Aber was kehrt man vor gegen den Hype einer Aufmerksamkeit, die für die Spieler auf der Fähigkeit basiert, einen Ball mit dem Fuss zu kontrollieren? Zur Liebe zum Spiel gehört der Rausch des Erfolgs dazu, der Traum, im entscheidenden Moment die entscheidende Aktion zu liefern – und entsprechend anerkannt und gewürdigt zu werden. Da kann man schlecht in einem Golf durch die Gegend kutschieren. Oder doch? Man kann. Ganz leicht sogar. Auch Sportjournalisten gehören jetzt nicht unbedingt zu der Spezies, die völlig kaschieren könnte, dass viel Luft hinter allen Worten steckt und es schon sinnvoll erscheint, sich ein Lebensgerüst zu schaffen, in dem man gerade von solchen Existenzen gar nicht abhängig werden kann.

Und die Eltern? Von ihnen ist hier selten die Rede.
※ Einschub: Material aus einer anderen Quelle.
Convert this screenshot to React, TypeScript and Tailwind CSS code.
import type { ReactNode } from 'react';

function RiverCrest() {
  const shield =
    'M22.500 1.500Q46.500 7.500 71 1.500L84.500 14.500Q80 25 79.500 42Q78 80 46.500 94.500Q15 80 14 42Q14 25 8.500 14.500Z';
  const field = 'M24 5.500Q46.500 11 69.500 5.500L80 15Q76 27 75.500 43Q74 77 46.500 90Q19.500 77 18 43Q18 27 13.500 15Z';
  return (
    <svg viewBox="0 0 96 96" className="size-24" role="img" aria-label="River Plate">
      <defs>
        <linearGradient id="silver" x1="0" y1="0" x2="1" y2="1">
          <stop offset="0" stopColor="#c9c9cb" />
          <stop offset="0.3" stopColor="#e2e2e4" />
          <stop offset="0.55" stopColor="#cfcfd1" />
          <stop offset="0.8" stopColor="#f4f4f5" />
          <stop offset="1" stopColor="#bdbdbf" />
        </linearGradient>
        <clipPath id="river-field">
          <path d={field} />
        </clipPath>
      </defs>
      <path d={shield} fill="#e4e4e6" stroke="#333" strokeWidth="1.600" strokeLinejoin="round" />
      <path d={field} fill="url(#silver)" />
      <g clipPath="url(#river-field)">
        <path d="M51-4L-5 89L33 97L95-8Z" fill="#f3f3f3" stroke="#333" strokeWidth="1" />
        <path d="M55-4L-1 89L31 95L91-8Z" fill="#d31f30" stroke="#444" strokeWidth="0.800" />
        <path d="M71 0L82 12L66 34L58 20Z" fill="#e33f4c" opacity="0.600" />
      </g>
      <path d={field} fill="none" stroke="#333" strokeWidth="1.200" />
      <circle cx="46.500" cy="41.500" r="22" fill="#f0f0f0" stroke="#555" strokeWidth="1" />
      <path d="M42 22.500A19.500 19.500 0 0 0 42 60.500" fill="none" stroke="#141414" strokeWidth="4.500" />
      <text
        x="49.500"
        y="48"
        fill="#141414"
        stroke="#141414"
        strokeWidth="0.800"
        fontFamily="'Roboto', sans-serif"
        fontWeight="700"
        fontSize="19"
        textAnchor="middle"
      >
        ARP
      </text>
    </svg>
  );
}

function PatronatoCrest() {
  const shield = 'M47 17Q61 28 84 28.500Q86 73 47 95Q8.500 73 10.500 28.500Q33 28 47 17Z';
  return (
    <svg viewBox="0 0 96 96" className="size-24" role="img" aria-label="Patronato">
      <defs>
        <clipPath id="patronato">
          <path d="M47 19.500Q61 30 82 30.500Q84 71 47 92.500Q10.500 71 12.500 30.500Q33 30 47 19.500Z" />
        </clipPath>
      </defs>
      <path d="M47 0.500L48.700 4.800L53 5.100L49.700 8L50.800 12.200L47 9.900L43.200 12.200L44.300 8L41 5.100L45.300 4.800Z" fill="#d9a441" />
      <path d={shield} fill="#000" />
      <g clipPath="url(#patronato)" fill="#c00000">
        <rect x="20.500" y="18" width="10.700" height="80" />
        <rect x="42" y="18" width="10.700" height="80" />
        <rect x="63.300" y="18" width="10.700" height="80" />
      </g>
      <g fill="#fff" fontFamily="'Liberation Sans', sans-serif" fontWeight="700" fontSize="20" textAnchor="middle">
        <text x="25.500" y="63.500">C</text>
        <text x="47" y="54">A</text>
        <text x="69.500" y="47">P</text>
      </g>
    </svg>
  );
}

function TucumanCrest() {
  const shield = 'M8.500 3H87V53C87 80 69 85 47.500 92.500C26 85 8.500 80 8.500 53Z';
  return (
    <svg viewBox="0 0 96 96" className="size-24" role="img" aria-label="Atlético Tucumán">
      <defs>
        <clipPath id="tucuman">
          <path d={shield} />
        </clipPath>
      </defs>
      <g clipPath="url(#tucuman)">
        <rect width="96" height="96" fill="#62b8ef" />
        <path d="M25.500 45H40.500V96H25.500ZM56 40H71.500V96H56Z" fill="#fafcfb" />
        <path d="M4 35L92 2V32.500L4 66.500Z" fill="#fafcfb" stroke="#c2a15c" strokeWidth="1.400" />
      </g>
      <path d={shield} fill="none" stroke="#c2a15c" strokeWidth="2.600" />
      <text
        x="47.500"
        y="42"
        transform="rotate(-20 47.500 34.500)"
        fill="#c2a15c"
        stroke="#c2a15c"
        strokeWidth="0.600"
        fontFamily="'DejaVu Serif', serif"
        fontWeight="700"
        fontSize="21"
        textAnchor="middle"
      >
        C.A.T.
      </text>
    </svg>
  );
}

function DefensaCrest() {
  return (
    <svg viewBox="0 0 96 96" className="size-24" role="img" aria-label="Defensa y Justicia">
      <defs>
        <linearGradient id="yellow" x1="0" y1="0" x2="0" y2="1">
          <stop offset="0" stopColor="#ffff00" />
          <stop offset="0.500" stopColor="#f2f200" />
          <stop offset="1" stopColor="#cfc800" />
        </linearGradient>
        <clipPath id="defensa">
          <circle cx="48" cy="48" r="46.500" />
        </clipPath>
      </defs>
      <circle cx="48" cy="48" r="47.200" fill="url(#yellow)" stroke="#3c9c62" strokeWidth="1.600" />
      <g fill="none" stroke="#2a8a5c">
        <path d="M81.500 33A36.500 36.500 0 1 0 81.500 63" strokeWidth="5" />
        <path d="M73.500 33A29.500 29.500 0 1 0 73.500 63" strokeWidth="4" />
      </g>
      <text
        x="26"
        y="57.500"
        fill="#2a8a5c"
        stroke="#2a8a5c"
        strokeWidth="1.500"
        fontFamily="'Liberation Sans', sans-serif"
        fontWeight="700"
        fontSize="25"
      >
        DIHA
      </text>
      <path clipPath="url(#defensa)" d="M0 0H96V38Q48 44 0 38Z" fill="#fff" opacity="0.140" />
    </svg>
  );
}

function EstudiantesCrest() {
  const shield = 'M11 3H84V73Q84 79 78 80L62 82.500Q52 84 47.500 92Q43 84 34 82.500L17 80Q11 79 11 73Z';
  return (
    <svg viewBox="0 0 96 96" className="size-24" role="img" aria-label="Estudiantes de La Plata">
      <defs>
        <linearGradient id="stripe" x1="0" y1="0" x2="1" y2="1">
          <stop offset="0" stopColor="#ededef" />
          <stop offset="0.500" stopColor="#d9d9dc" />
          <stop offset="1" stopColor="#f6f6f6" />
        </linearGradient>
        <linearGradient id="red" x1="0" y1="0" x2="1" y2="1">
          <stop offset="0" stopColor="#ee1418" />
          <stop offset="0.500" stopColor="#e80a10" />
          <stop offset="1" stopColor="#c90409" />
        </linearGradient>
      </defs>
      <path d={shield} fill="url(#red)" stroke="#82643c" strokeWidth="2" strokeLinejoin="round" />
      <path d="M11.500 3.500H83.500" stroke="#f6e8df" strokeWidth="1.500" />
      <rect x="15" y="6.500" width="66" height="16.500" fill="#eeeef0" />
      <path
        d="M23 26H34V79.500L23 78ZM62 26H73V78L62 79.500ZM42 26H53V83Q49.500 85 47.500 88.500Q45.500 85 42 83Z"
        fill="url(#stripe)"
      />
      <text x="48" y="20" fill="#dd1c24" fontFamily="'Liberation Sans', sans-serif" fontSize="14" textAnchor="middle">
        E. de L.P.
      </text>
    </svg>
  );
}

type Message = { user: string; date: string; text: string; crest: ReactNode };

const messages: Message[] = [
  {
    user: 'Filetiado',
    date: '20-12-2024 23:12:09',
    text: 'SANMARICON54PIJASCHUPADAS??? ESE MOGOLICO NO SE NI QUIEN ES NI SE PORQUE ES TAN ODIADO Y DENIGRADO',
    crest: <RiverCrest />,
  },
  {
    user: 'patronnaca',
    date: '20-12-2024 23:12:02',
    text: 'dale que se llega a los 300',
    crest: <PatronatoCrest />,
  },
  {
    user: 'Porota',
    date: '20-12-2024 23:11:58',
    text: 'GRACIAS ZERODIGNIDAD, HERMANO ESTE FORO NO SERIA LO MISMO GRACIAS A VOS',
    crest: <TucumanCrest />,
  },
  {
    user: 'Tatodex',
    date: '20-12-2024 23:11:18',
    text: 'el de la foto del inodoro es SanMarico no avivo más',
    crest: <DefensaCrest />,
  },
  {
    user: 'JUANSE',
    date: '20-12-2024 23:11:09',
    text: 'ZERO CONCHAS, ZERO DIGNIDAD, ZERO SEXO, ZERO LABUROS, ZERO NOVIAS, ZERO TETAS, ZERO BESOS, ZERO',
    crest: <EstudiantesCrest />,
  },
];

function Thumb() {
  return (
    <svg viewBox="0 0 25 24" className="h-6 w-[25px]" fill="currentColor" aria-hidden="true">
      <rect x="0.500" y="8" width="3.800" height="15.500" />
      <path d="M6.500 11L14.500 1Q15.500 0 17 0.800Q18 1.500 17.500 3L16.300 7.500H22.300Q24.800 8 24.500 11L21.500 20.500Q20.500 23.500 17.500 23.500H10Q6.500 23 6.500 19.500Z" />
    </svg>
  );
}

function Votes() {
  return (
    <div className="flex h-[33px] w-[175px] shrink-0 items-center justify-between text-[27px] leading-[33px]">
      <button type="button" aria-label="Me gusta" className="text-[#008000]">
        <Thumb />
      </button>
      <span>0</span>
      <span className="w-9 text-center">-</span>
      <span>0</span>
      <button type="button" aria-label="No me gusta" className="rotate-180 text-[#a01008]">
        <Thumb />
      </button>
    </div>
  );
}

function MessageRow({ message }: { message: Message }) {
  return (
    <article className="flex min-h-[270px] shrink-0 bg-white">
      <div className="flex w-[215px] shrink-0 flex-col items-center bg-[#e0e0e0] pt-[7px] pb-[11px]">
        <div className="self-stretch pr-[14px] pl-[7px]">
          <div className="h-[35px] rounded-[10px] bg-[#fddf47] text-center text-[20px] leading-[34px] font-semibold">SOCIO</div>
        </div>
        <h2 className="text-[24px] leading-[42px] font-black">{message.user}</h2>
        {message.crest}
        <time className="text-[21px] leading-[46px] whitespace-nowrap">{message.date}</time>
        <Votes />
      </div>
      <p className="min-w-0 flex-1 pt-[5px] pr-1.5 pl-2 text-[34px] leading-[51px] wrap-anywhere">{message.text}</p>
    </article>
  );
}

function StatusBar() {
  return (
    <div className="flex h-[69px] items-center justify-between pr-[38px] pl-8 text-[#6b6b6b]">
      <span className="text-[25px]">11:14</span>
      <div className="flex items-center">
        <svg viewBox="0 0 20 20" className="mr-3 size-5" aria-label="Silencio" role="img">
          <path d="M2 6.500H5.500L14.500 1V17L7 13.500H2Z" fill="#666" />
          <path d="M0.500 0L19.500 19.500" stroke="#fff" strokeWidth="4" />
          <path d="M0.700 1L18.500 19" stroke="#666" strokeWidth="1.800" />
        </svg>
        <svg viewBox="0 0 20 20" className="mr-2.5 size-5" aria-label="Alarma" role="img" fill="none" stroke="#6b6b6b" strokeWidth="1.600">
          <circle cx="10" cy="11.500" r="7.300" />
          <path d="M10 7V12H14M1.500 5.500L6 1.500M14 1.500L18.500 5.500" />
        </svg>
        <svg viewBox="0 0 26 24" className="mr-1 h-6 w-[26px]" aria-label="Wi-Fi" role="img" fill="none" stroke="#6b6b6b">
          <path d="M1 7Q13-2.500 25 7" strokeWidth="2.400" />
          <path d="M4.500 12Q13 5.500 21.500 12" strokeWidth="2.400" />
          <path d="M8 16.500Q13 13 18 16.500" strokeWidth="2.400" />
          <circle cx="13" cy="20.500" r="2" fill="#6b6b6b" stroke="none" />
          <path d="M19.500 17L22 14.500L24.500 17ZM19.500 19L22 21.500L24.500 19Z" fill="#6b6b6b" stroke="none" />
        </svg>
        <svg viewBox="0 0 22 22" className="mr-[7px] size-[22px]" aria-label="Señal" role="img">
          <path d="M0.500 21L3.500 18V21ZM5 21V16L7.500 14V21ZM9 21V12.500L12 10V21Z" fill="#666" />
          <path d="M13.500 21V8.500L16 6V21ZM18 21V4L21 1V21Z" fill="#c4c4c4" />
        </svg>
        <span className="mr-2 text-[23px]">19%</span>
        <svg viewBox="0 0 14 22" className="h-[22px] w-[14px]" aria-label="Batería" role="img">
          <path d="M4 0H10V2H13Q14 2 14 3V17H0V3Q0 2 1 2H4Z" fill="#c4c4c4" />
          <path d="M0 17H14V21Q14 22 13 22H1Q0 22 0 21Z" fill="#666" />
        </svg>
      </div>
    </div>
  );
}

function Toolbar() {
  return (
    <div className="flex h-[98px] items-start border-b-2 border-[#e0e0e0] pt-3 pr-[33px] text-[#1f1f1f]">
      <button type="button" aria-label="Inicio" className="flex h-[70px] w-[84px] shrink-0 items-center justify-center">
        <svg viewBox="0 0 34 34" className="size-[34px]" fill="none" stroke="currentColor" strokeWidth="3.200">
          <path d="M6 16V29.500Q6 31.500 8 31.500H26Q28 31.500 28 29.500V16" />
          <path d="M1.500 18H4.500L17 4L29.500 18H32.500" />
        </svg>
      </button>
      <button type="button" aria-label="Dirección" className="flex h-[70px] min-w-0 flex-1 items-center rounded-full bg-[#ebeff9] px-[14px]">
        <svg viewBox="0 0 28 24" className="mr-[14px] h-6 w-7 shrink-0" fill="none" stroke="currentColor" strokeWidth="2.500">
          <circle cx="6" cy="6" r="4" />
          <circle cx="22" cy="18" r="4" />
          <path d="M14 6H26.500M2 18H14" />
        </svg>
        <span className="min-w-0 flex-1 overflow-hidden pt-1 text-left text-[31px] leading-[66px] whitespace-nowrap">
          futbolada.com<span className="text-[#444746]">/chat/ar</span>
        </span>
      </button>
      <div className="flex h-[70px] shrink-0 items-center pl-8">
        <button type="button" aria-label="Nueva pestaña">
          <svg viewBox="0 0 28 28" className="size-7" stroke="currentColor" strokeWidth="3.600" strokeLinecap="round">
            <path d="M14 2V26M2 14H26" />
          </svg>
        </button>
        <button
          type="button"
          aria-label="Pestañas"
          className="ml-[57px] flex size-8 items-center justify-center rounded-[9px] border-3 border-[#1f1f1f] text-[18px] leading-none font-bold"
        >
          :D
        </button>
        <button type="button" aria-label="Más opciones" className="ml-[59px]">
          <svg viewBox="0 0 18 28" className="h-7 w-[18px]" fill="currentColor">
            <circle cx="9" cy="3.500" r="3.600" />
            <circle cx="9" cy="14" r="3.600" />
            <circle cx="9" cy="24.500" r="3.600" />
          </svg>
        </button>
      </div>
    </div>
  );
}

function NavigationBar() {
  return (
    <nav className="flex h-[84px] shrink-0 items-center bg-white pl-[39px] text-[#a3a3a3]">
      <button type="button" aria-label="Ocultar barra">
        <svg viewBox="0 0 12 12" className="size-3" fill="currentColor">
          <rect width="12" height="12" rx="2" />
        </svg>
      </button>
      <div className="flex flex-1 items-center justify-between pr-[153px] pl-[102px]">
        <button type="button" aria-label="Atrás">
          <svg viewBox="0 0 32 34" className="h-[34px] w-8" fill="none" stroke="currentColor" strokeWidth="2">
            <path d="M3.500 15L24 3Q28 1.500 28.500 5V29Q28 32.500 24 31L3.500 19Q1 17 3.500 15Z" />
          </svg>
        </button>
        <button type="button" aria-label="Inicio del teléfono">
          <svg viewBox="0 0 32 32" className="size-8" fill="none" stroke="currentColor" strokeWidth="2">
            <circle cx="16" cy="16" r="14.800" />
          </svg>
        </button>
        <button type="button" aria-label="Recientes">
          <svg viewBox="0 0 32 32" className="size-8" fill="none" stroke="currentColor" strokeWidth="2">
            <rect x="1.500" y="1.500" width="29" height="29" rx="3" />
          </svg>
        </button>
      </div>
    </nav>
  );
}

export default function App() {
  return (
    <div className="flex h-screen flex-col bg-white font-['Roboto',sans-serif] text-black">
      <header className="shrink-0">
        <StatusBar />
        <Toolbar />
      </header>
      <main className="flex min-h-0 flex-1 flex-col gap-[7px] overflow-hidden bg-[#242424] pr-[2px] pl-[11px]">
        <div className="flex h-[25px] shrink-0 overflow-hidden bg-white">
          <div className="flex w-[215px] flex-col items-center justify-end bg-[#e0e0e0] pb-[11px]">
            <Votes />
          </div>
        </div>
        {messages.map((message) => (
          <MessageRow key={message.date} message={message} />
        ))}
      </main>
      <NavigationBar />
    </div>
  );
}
Praktisch jeder importierte Fussballer (sorry, aber der Terminus ist durchaus passend) – und mancher Einheimische auch – hat Familienmitglieder im Schlepptau, die er durchfüttert. Das ist nicht schlimm – wenn er sich dafür nicht allzu oft das “Recht” mit erkaufen würde, zu tun, was der, der zahlt, glaubt, tun zu dürfen. Eltern aber, die selbst auf eigenen Beinen stehen können und genau das auch vorleben, die auch dabei bleiben, wenn plötzlich Geld in die Familie gespült wird, die geben Unschätzbares mit. Auch und gerade für die Zeit danach. Die lange Zeit danach.